Roads were practically non-existent in those days. We had one main highway, and most of the houses of the early settlers were crowded as close to the highway as they could get. An off-road usually meant a barely defined path only known as such by the double row of tire grooves straddling hopeful clumps of struggling grass. The off-roads were delightfully filled with dips and turns, mud holes, ditches that filled with water during every rain, and the polished, rounded intrusions of boulders that nobody wanted to remove because there might be a cavern underneath. These off-roads were generally made by and could be traveled only by jeep. If somebody wanted to investigate a piece for property for sell on an off-road, the guy who owned a Willy was called upon. Picnics were arranged by lake shores, using jeeps to transport the picnickers who had grown tired of walking. On dry days, sometimes people did risk the off-rounds to go bouncing off for a sight-seeing excursion, but when they got stuck, it was always a jeep to the rescue.
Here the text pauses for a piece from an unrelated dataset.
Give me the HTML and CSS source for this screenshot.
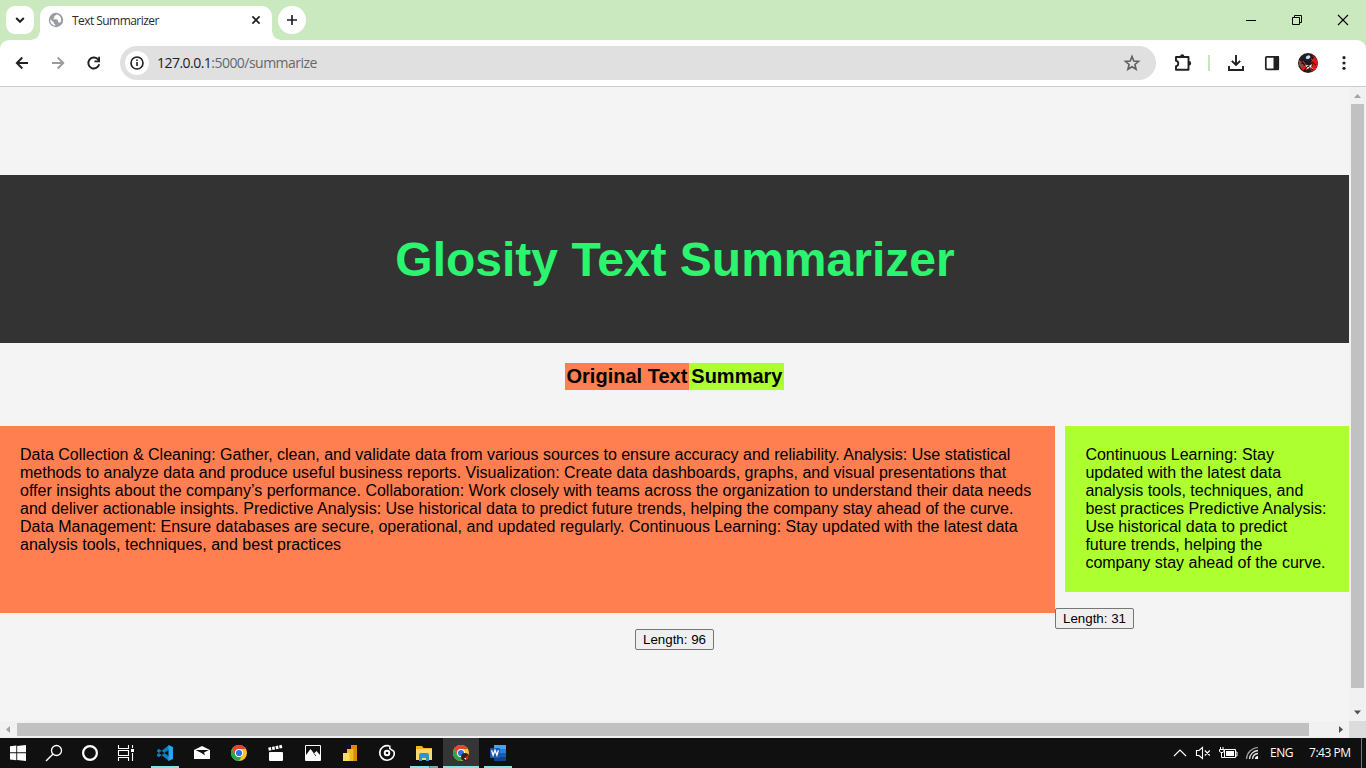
FILE: index.html
```html
<!DOCTYPE html>
<html lang="en">
<head>
<meta charset="utf-8">
<title>Text Summarizer</title>
<link rel="stylesheet" href="styles.css">
</head>
<body>
<div class="tabstrip">
  <div class="tab-search"><svg width="28" height="28" viewBox="0 0 28 28"><path d="M10.200 12l3.800 3.800 3.800-3.800" fill="none" stroke="#1f2023" stroke-width="2"/></svg></div>
  <div class="tab">
    <svg class="favicon" width="16" height="16" viewBox="0 0 16 16"><circle cx="8" cy="8" r="7.200" fill="#989ca3"/><path d="M9 2.200L6.300 4.300v1.500L4.800 7.300h4l1.400 1.500v1.600h2.200A5.600 5.600 0 0 0 9 2.200zM2.300 7.200l3.500 3.200v1.200l1.400 1v1.300A5.800 5.800 0 0 1 2.300 7.200z" fill="#fff"/></svg>
    <span class="tab-title">Text Summarizer</span>
    <svg class="tab-close" width="16" height="16" viewBox="0 0 16 16"><path d="M4.400 4.400l7.200 7.200M11.600 4.400l-7.200 7.200" stroke="#1f2023" stroke-width="1.700"/></svg>
  </div>
  <div class="new-tab"><svg width="28" height="28" viewBox="0 0 28 28"><path d="M14 9v10M9 14h10" stroke="#1f2023" stroke-width="1.700"/></svg></div>
  <div class="window-controls">
    <svg width="46" height="40" viewBox="0 0 46 40"><path d="M18 20.500h10" stroke="#000"/></svg>
    <svg width="46" height="40" viewBox="0 0 46 40"><path d="M18.500 17.500h7v7h-7zM20.500 17.500v-2h7v7h-2" fill="none" stroke="#000"/></svg>
    <svg width="46" height="40" viewBox="0 0 46 40"><path d="M18 15l10 10M28 15l-10 10" stroke="#000" stroke-width="1.100"/></svg>
  </div>
</div>
<div class="toolbar">
  <div class="nav">
    <svg width="36" height="36" viewBox="0 0 36 36"><path d="M24 18H13M18.300 12.500L12.800 18l5.500 5.500" fill="none" stroke="#1f2023" stroke-width="1.900"/></svg>
    <svg width="36" height="36" viewBox="0 0 36 36"><path d="M12 18h11M17.700 12.500l5.500 5.500-5.500 5.500" fill="none" stroke="#9b9b9c" stroke-width="1.900"/></svg>
    <svg width="36" height="36" viewBox="0 0 36 36"><path d="M23.200 19.300A5.500 5.500 0 1 1 21.800 14.200L23 15.500" fill="none" stroke="#1f2023" stroke-width="1.900"/><path d="M24 11.800v5.500h-5.500V15.500h3.700v-3.700z" fill="#1f2023"/></svg>
  </div>
  <div class="omnibox">
    <div class="site-info"><svg width="24" height="24" viewBox="0 0 24 24"><circle cx="12" cy="12" r="6" fill="none" stroke="#1f2023" stroke-width="1.600"/><path d="M12 11v4M12 8.500v1.500" stroke="#1f2023" stroke-width="1.600"/></svg></div>
    <span class="url"><span class="host">127.0.0.1</span>:5000/summarize</span>
    <svg class="star" width="24" height="24" viewBox="0 0 24 24"><path d="M12 5.500l1.800 4.500 4.800.4-3.700 3.100 1.200 4.700-4.100-2.500-4.100 2.500 1.200-4.700-3.700-3.100 4.800-.4z" fill="none" stroke="#5d6064" stroke-width="1.600"/></svg>
  </div>
  <div class="actions">
    <svg width="36" height="36" viewBox="0 0 36 36"><path d="M12 12h12.500v12.700H12v-3.500c3-.5 3-5 0-5.500z" fill="none" stroke="#1f2023" stroke-width="1.900" stroke-linejoin="round"/><path d="M16 11.500a2.200 2.200 0 0 1 4.400 0zM25 16a2.200 2.200 0 0 1 0 4.400z" fill="#1f2023"/></svg>
    <span class="divider"></span>
    <svg width="36" height="36" viewBox="0 0 36 36"><path d="M18 10v10M13.800 15.800L18 20l4.200-4.200M11 21v4h14v-4" fill="none" stroke="#1f2023" stroke-width="1.900"/></svg>
    <svg width="36" height="36" viewBox="0 0 36 36"><rect x="11.800" y="11.800" width="12.500" height="12.500" rx="1" fill="#fff" stroke="#1f2023" stroke-width="1.700"/><path d="M19.500 11h5.500v14h-5.500z" fill="#1f2023"/></svg>
    <svg width="36" height="36" viewBox="0 0 36 36"><circle cx="18" cy="18" r="10" fill="#30171a"/><path d="M22 10l4 3 2 5-2 6-4 3-2-3 3-4-2-4 3-3zM9 20l4 2 2-2 1 3-3 3z" fill="#df1717"/><path d="M12 11l5-2 4 2 1 4-4 3-5-3z" fill="#142238"/><ellipse cx="18" cy="12.200" rx="2.300" ry="1.700" transform="rotate(-25 18 12)" fill="#d6dce1"/><path d="M9 15l3 2 2 4-2 2-3-3z" fill="#7b523b"/><path d="M17 20l2 1 3-2-1 3 2 2-4-1-3 2 1-3-2-1z" fill="#fff"/><path d="M12 14l6 5 5-6M14 26l4-5 5 4M22 17l4 3M11 18l5 1" fill="none" stroke="#190e12"/><path d="M13 16l3 4M21 14l2 1M16 25l1-2" stroke="#e52e29"/></svg>
    <svg width="36" height="36" viewBox="0 0 36 36"><g fill="#1f2023"><circle cx="18" cy="12.700" r="1.600"/><circle cx="18" cy="18" r="1.600"/><circle cx="18" cy="23.300" r="1.600"/></g></svg>
  </div>
</div>
<div class="viewport">
  <main class="page">
    <header class="banner"><h1>Glosity Text Summarizer</h1></header>
    <div class="labels"><span class="label original">Original Text</span><span class="label summary">Summary</span></div>
    <div class="results">
      <section class="original-col">
        <div class="panel original">Data Collection &amp; Cleaning: Gather, clean, and validate data from various sources to ensure accuracy and reliability. Analysis: Use statistical<br>methods to analyze data and produce useful business reports. Visualization: Create data dashboards, graphs, and visual presentations that<br>offer insights about the company’s performance. Collaboration: Work closely with teams across the organization to understand their data needs<br>and deliver actionable insights. Predictive Analysis: Use historical data to predict future trends, helping the company stay ahead of the curve.<br>Data Management: Ensure databases are secure, operational, and updated regularly. Continuous Learning: Stay updated with the latest data<br>analysis tools, techniques, and best practices</div>
      </section>
      <section class="summary-col">
        <div class="panel summary">Continuous Learning: Stay<br>updated with the latest data<br>analysis tools, techniques, and<br>best practices Predictive Analysis:<br>Use historical data to predict<br>future trends, helping the<br>company stay ahead of the curve.</div>
        <button class="length">Length: 31</button>
      </section>
    </div>
    <div class="length-row"><button class="length">Length: 96</button></div>
  </main>
  <div class="vscroll">
    <svg width="17" height="17" viewBox="0 0 17 17"><path d="M5 11l3.500-4 3.500 4z" fill="#a3a3a3"/></svg>
    <div class="vthumb"></div>
    <svg class="down" width="17" height="17" viewBox="0 0 17 17"><path d="M5 6.500h7l-3.500 4z" fill="#505050"/></svg>
  </div>
  <div class="hscroll">
    <svg width="17" height="17" viewBox="0 0 17 17"><path d="M10 5v7L6 8.500z" fill="#a3a3a3"/></svg>
    <div class="hthumb"></div>
    <svg class="right" width="17" height="17" viewBox="0 0 17 17"><path d="M7 5v7l4-3.500z" fill="#505050"/></svg>
  </div>
  <div class="corner"></div>
</div>
<div class="taskbar">
  <div class="system">
    <svg viewBox="0 0 36 30"><path d="M10 8.300l6.300-.9v6.900H10zM17.200 7.900L26 7v7.300h-8.800zM10 15.300h6.300v7L10 21.500zM17.200 15.300H26V23l-8.800-1z" fill="#fff"/></svg>
    <svg viewBox="0 0 36 30"><circle cx="20.500" cy="12.500" r="5" fill="none" stroke="#fff" stroke-width="1.300"/><path d="M16.800 16.200L10 23" stroke="#fff" stroke-width="1.400"/></svg>
    <svg viewBox="0 0 36 30"><circle cx="18" cy="15" r="6.900" fill="none" stroke="#fff" stroke-width="2.200"/></svg>
    <svg viewBox="0 0 36 30"><path d="M10.500 7v3.500h10V7M10.500 23v-3.500h10V23M10.500 12.500h10v5h-10zM24.500 7v3M24.500 15v8" fill="none" stroke="#fff" stroke-width="1.100"/><path d="M23 11h3v3h-3z" fill="#fff"/></svg>
  </div>
  <div class="apps">
    <div class="app running"><svg viewBox="0 0 36 30"><path d="M10 12.300l1.800-1.500L22 18.500V23L10 13.500zM10 17.700l1.800 1.500L22 11.500V7L10 16.500z" fill="#087fc9"/><path d="M21.500 7L26 9v12l-4.500 2z" fill="#27a6ed"/></svg></div>
    <div class="app"><svg viewBox="0 0 36 30"><path d="M10 12l8-4 8 4v9H10z" fill="#fff"/><path d="M11.500 12h13.500l-5 2.500 1 3-3.500-2.500z" fill="#101010"/></svg></div>
    <div class="app"><svg viewBox="0 0 36 30"><circle cx="18" cy="15" r="8" fill="#fbc32c"/><path d="M11.070 11A8 8 0 0 1 24.930 11H18a4 4 0 0 0-3.460 6z" fill="#e54335"/><path d="M11.070 11A8 8 0 0 0 18 23l3.460-6A4 4 0 0 1 14.540 17z" fill="#2fa251"/><circle cx="18" cy="15" r="4" fill="#fff"/><circle cx="18" cy="15" r="3.100" fill="#2d73e8"/></svg></div>
    <div class="app"><svg viewBox="0 0 36 30"><rect x="11" y="14" width="14" height="9" rx="1" fill="#fff"/><path d="M10.500 11.200l14.500-3" stroke="#fff" stroke-width="3.200" stroke-dasharray="2.700 1"/></svg></div>
    <div class="app"><svg viewBox="0 0 36 30"><path d="M10.500 7.500h15v15h-15z" fill="none" stroke="#fff"/><path d="M11 17l4.500-6 3.500 4.500 2.500-2.500 3.500 4v5H11z" fill="#fff"/><path d="M19 15.500l2 2.500" fill="none" stroke="#101010" stroke-width=".8"/></svg></div>
    <div class="app"><svg viewBox="0 0 36 30"><path d="M19 7h6v16h-6z" fill="#d58c0b"/><path d="M15 11h6.500v12H15z" fill="#edbc27"/><path d="M11 15h6.500v8H11z" fill="#fbdc62"/></svg></div>
    <div class="app"><svg viewBox="0 0 36 30"><path d="M20 7.900A7.300 7.300 0 1 0 25.200 13.500" fill="none" stroke="#fff" stroke-width="1.700"/><circle cx="18" cy="15" r="2.300" fill="none" stroke="#fff" stroke-width="1.900"/><path d="M20.800 7.500v3.200l4.300 2.800" fill="none" stroke="#fff" stroke-width="1.500"/></svg></div>
    <div class="app running multiple"><svg viewBox="0 0 36 30"><path d="M10 8h6l1.500 2H26v12H10z" fill="#f3b51c"/><path d="M10 11h16v11H10z" fill="#ffda6b"/><path d="M13 23v-6q0-2 2-2h6q2 0 2 2v6h-3v-3h-4v3z" fill="#338fd9"/></svg></div>
    <div class="app running active"><svg viewBox="0 0 36 30"><circle cx="18" cy="15" r="8" fill="#fbc32c"/><path d="M11.070 11A8 8 0 0 1 24.930 11H18a4 4 0 0 0-3.460 6z" fill="#e54335"/><path d="M11.070 11A8 8 0 0 0 18 23l3.460-6A4 4 0 0 1 14.540 17z" fill="#2fa251"/><circle cx="18" cy="15" r="4" fill="#fff"/><circle cx="18" cy="15" r="3.100" fill="#2d73e8"/><circle cx="22" cy="19" r="3.900" fill="#391e1d"/><path d="M23 18.500l2-.5v3l-2 .5z" fill="#d51919" stroke="#df2723" stroke-width=".6"/><path d="M21 20h2v2z" fill="#fff"/></svg></div>
    <div class="app running"><svg viewBox="0 0 36 30"><path d="M14 7h12v4H14z" fill="#43a5ee"/><path d="M14 11h12v4H14z" fill="#2d80d7"/><path d="M14 15h12v4H14z" fill="#185abd"/><path d="M14 19h12v4H14z" fill="#11428b"/><rect x="10" y="10" width="10" height="10" rx=".7" fill="#1859b7"/><path d="M11.600 12.200l1.500 5 1.900-5 1.900 5 1.500-5" fill="none" stroke="#fff" stroke-width="1.300"/></svg></div>
  </div>
  <div class="tray">
    <svg width="22" height="30" viewBox="0 0 22 30"><path d="M5 18l6-6 6 6" fill="none" stroke="#fff" stroke-width="1.200"/></svg>
    <svg width="24" height="30" viewBox="0 0 24 30"><path d="M5.500 12.500h2.500l3.500-3v11l-3.500-3H5.500zM13.800 12.500l5 5M18.800 12.500l-5 5" fill="none" stroke="#fff" stroke-width="1.100"/></svg>
    <svg width="26" height="30" viewBox="0 0 26 30"><path d="M9.500 11.500h11v8h-11zM21 14h1v4h-1M5.500 9v2M8 9v2M4.500 11.500h4.500v2l-2.200 1.500-2.300-1.500zM6.500 14v5.500h3" fill="none" stroke="#fff"/><path d="M11 13h8v5h-8z" fill="#fff"/></svg>
    <svg width="24" height="30" viewBox="0 0 24 30"><path d="M5.500 21A12 12 0 0 1 17 9.500" fill="none" stroke="#a0a0a0" stroke-width="1.200"/><path d="M8.500 21A9 9 0 0 1 17 12.500M11.500 21a6 6 0 0 1 5.500-5.500" fill="none" stroke="#e3e3e3" stroke-width="1.300"/><path d="M14 21q0-3 3-3v3z" fill="#fff"/></svg>
    <span class="lang">ENG</span>
    <span class="clock">7:43 PM</span>
    <span class="show-desktop"></span>
  </div>
</div>
</body>
</html>
```
FILE: styles.css
```css
* { box-sizing: border-box; }
body {
  margin: 0;
  width: 1366px;
  height: 768px;
  overflow: hidden;
  display: flex;
  flex-direction: column;
  background: #f4f4f4;
  font-family: "Liberation Sans", Arial, sans-serif;
}
svg { display: block; flex: none; }

.tabstrip {
  height: 40px;
  flex: none;
  display: flex;
  align-items: center;
  padding-left: 6px;
  background: #cae9bf;
  font-family: "Open Sans", "Noto Sans", sans-serif;
}
.tab-search, .new-tab { width: 28px; height: 28px; background: #fff; }
.tab-search { border-radius: 9px; }
.new-tab { border-radius: 50%; margin-left: 6px; }
.tab {
  position: relative;
  display: flex;
  align-items: center;
  align-self: flex-end;
  width: 232px;
  height: 34px;
  margin-left: 6px;
  padding: 0 8px 6px;
  border-radius: 10px 10px 0 0;
  background: #fff;
}
.tab::before, .tab::after {
  content: "";
  position: absolute;
  bottom: 0;
  width: 9px;
  height: 9px;
}
.tab::before { left: -9px; background: radial-gradient(circle at 0 0, transparent 8.5px, #fff 9px); }
.tab::after { right: -9px; background: radial-gradient(circle at 100% 0, transparent 8.5px, #fff 9px); }
.tab-title { margin-left: 8px; font-size: 12px; letter-spacing: -.55px; color: #2b2c2e; }
.tab-close { margin-left: auto; }
.window-controls { display: flex; margin-left: auto; }

.toolbar {
  position: relative;
  height: 47px;
  flex: none;
  display: flex;
  align-items: center;
  padding: 0 4px;
  background: #cae9bf;
  border-bottom: 1px solid #cdcdcd;
}
.toolbar::before {
  content: "";
  position: absolute;
  inset: 0;
  background: #fff;
  border-radius: 9px 9px 0 0;
}
.toolbar > * { position: relative; }
.nav { display: flex; }
.omnibox {
  display: flex;
  align-items: center;
  width: 1036px;
  height: 34px;
  margin-left: 8px;
  padding: 0 12px 0 5px;
  border-radius: 17px;
  background: #e0e0e0;
}
.site-info { width: 24px; height: 24px; border-radius: 50%; background: #fff; }
.url {
  margin-left: 8px;
  padding-bottom: 2px;
  font: 14px "Open Sans", "Noto Sans", sans-serif;
  letter-spacing: -.53px;
  color: #66686b;
  white-space: nowrap;
}
.host { color: #1f2023; }
.star { margin-left: auto; }
.actions { display: flex; align-items: center; margin-left: 8px; }
.divider { width: 2px; height: 16px; margin: 0 8px; background: #c5e7ba; }

.viewport {
  height: 651px;
  flex: none;
  display: grid;
  grid-template-columns: 1349px 17px;
  grid-template-rows: 634px 17px;
}
.page { padding-top: 88px; color: #000; background: #f4f4f4; overflow: hidden; }
.banner {
  display: flex;
  align-items: center;
  justify-content: center;
  height: 168px;
  padding: 2px 0 0 1px;
  background: #333;
}
.banner h1 { margin: 0; font-size: 48px; line-height: 56px; color: #2bf56f; white-space: nowrap; }
.labels { display: flex; justify-content: center; margin-top: 20px; height: 27px; }
.label { padding: 2px; font-size: 20px; line-height: 23px; font-weight: bold; white-space: nowrap; }
.original { background: #ff7f50; }
.summary { background: #adff2f; }
.results { display: flex; margin-top: 36px; height: 203px; }
.original-col { width: 1055px; }
.summary-col { width: 294px; }
.panel { padding: 20px; font-size: 16px; line-height: 18px; white-space: nowrap; }
.panel.original { height: 187px; }
.panel.summary { margin-left: 10px; padding-left: 20.4px; height: 166px; }
.length {
  display: block;
  width: 79px;
  height: 21px;
  padding: 0;
  border: 1px solid #767676;
  border-radius: 2px;
  background: #efefef;
  color: #000;
  font: 13.333px "Liberation Sans", Arial, sans-serif;
}
.summary-col .length { margin-top: 16px; }
.length-row { display: flex; justify-content: center; }

.vscroll { display: flex; flex-direction: column; align-items: center; background: #f1f1f1; }
.vthumb { width: 13px; height: 584px; background: #c1c1c1; }
.down { margin-top: auto; }
.hscroll { display: flex; align-items: center; background: #f1f1f1; }
.hthumb { width: 1292px; height: 13px; background: #c1c1c1; }
.right { margin-left: auto; }
.corner { background: #dcdcdc; }

.taskbar { height: 30px; flex: none; display: flex; background: #101010; }
.system, .apps { display: flex; }
.system svg, .app svg { width: 36px; height: 30px; }
.apps { gap: 1px; margin-left: 3px; }
.app { position: relative; width: 36px; height: 30px; }
.running::after {
  content: "";
  position: absolute;
  left: 4px;
  right: 4px;
  bottom: 0;
  height: 2px;
  background: #86e2e8;
}
.active { background: #353535; }
.active::after { left: 0; right: 0; }
.multiple::after { background: linear-gradient(to right, #86e2e8 19px, #4d8b90 19px, #4d8b90 20px, #69adb2 20px); }
.tray {
  display: flex;
  align-items: center;
  margin-left: auto;
  color: #fff;
  font: 12px "Open Sans", "Noto Sans", sans-serif;
  white-space: nowrap;
}
.lang { width: 24px; margin-left: 5px; padding-bottom: 1px; letter-spacing: -.5px; }
.clock { width: 43px; margin-left: 15px; padding-bottom: 1px; letter-spacing: -.45px; }
.show-desktop { width: 5px; height: 30px; margin-left: 9px; border-left: 1px solid #777; }
```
Those were the very early days, and after awhile, there were some transformations. The dirt track back roads became gravel roads, and some were eventually paved. Parks and recreation fixed up the picnic areas so people could drive in with their automobiles instead of making it an all-day excursion. But they passed on their love of the jeep to the next generation.
We were a rather bold next generation in connection with our jeep escapades. We would drive them out to the glaciers for a rock climbing adventure. We would take them out to the rivers and find a low-ebb spot for making a crossing. There was one rule we quickly learned. Once you started crossing, don’t stop until you get to the other side. It was a little harrowing at times when we misjudged the depth of a river and it slushed up to our floor boards, but if there were tracks on the other side, we knew a jeep had made it and so could we.
Mud bogging was one our favorite sports long before it became a national pastime. The miles and miles of bootlegger clay on the inlet was just too great a temptation. Waiting for the low tide, we spun out, rushing to bounce over the trickling streams and doing wheelies on the expanses of wide, slate colored clay. If we didn’t come home with mud splattered all the way to the top of the vehicle, we had not been having a good day.
Another great aspect about those jeeps was, they could climb! The Independence Mine claims on the Hatcher Pass were crisscrossed with old cart trails the miners had used to haul gold down from shafts. While other sight-seers labored up the hills to poke around a bit in the abandoned mines, we let our jeeps do our labor for us, barreling up trails the caribou had used last and parking on the highest hill to look down like we were king of the mountain.
That’s not to say the old-timers were very approving of our jeep abuse. For them, the jeep had been a useful tool. For us, it was the ride of our lives. They lectured us, telling us that you should never go any further with a four-wheel drive than you would with two-wheels, and to put it in four-wheel drive only when you got stuck. We took that to mean, once you started spinning in two-wheel drive, put it into four-wheel and keep going! We were perhaps fortunate that none of the dire things happened while we tested the stamina of our jeeps, but I think it goes without saying, if you raise your kids in the wilderness, you’ve gotta expect them to be wild.
I left my mountain home for a few years to live in Mexico. While I was visiting some friends in Merida, one of the men asked me what I thought of a jeep. That cracked my mouth wide open as I related my many jeep related stories. I couldn’t stop praising this trust-worthy work horse of my past. “Well,” he said slowly, “I was given an offer to buy a jeep for six hundred dollars.”
“Buy it,” I answered quickly. “You won’t regret it.”
He took my advice. The next day, a Willy, recently painted shiny white, was sitting in his yard. I nearly fell all over myself scrambling into the back seat for a ride. It didn’t seem all that impressive rolling through the flat, tame streets of Merida, but I assured him once he started driving cross-country, he was going to love it.
Well, to make a long story short, his idea of cross-country driving was barreling that jeep down the roads of Southern Mexico without ever checking the water gauge. What I neglected to tell him, which I truthfully didn’t know, was that jeeps don’t take to hot climates that well, once the water in the radiator starts running low. He eventually blew up the engine in the middle of the desert and blamed me for talking him into buying a jeep.
My feelings were hurt and my faith in the super muscles of the jeep were shattered until I returned home. I discovered that while I was gone, a whole new generation of young people were falling in love with a whole new generation of jeeps. The trusty old Willy was seldom seen anymore, but there were Broncos and Blazers, Ram Chargers and trucks, all fitted out with four-wheel drive and snarling through a still untamed country-side.
My first excursion was a return trip to Independence mine. The old playground was exactly as it had always been, with formidable tracks digging into the sides of the mountains, gravel tumbling away and pot holes thirty feet long. We started out in two-wheel drive, clinging with one hand to the door frame or ceiling to keep our heads from bouncing through the roof. About half-way up, the wheels started to spin. Our trusty driver slammed into four-wheel, and with a mighty groan, the jeep shot straight up the mountain, growling and throwing rocks from out of its way. When we reached the top, I looked down, remembering all the adventures I’d had, when life was wild and good times were free. I sent a prayer to the Willy that had died in the desert. May his life be a wanderer out there in jeep heaven because my love affair with the jeep had returned.